Living one’s life is so important, as I have learned during my trip to the city (and the words a chemo patient said to me in the waiting room at MSK). And also I see the deep, inner value in letting oneself be shaped by suffering—and letting the flowers come up out of the mud… this is all something Frida did so marvelously that, years after her death, some of her magic is still trickling down powerfully to those who lack the color and strength and passion she had. 


I was a child who went about in a world of colors… 
My friends, my companions, became women slowly; I became old in instants. 


"Appearances Can Be Deceiving"
Drawing by Frida Kahlo
This drawing, uncovered in the locked room in 2004, reveals how the Tehuana dress allows her to choose whether to reveal her disabilities or not. From the outside one cannot see her leg or medical corsets. "Las Apariencias Engañan."

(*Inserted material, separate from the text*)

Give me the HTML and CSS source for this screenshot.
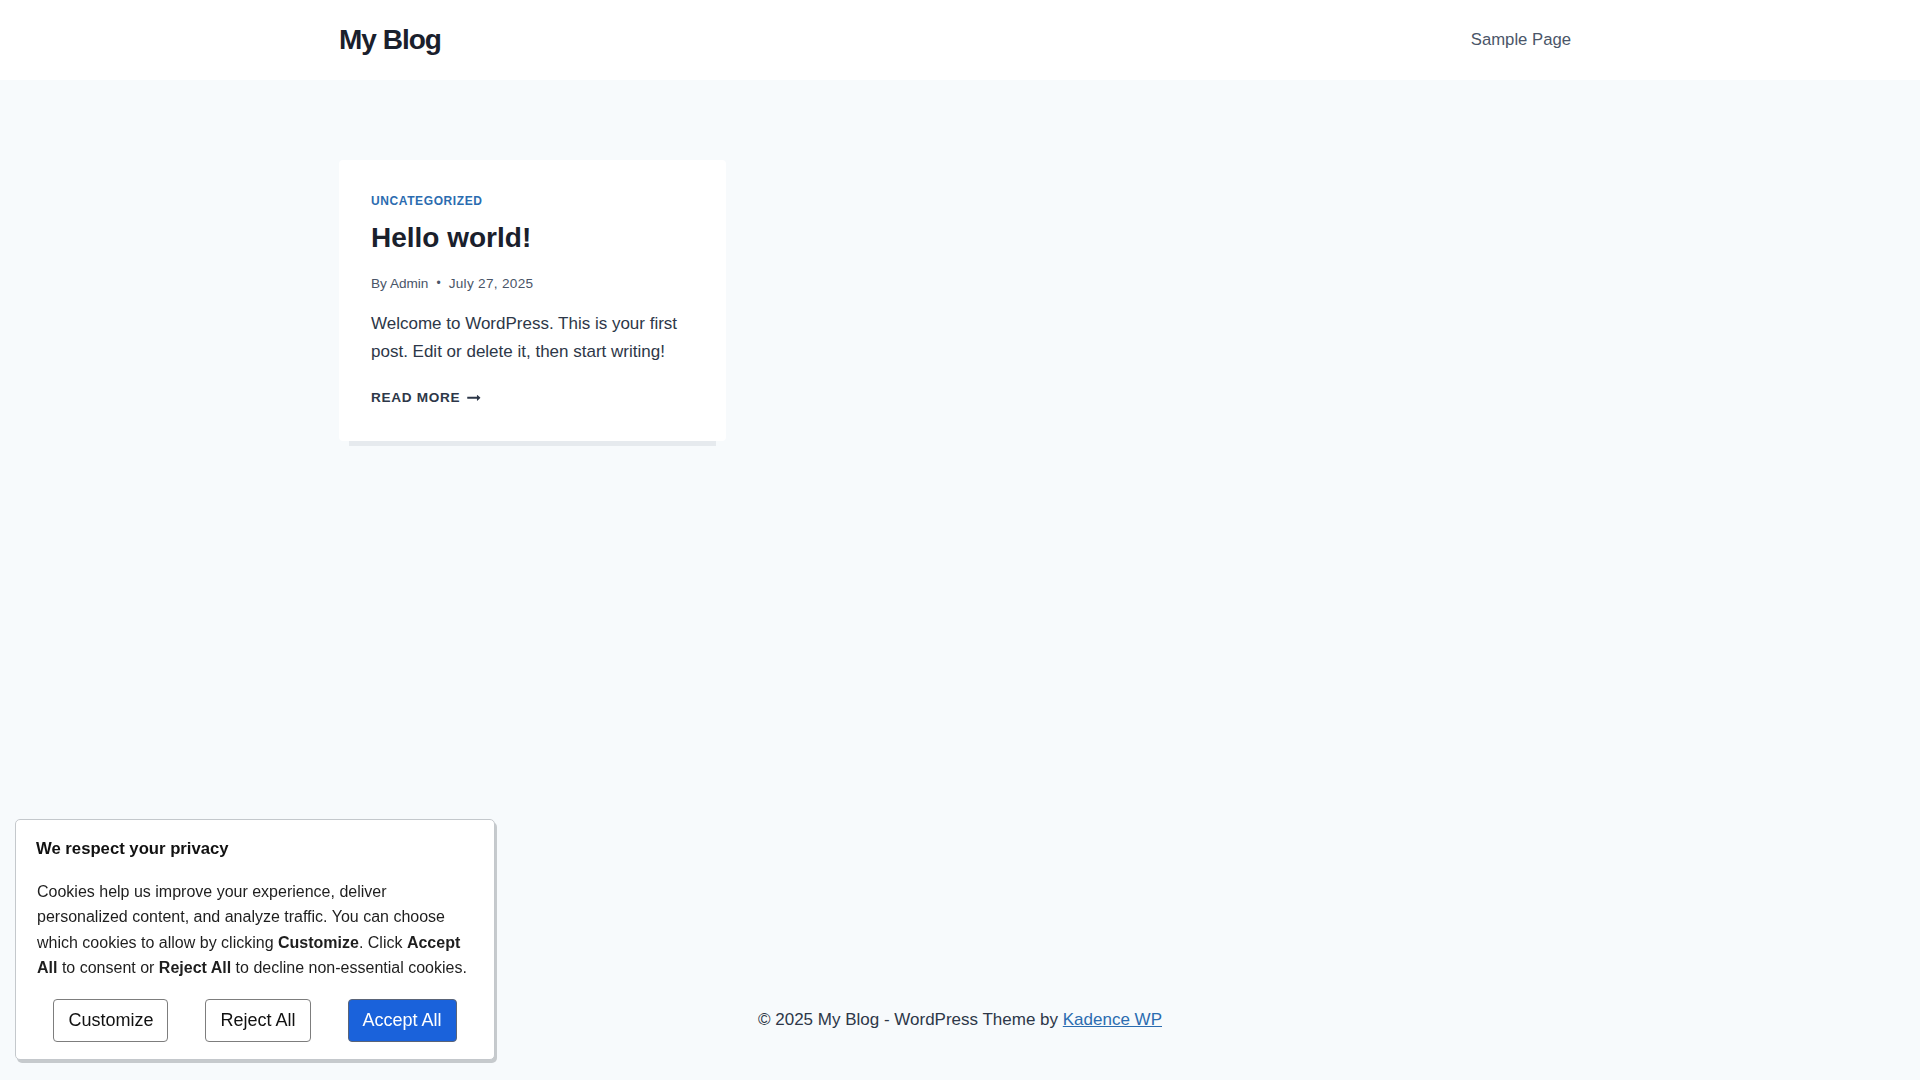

Nothing is worth more than laughter. It is strength to laugh and to abandon oneself, to be light. Tragedy is the most ridiculous thing.


I think that little by little I’ll be able to solve my problems and survive. 

I hope the exit is joyful. And I hope never to return. 




I am deeply inspired by Frida's words (some quoted in color throughout the post) and her massive strength, talent, and perseverance. It may very well be life-changing to come in proximity to her belongings and drawings as the aura speaks volumes about strength and resolve. I am in awe of nearly every aspect of her passion & life as the true woman and true artist she was. What she did while suffering is unforgettable. Here, I am not simply speaking of how prolific she was.

Many thanks to Brooklyn Museum for this amazing exhibit.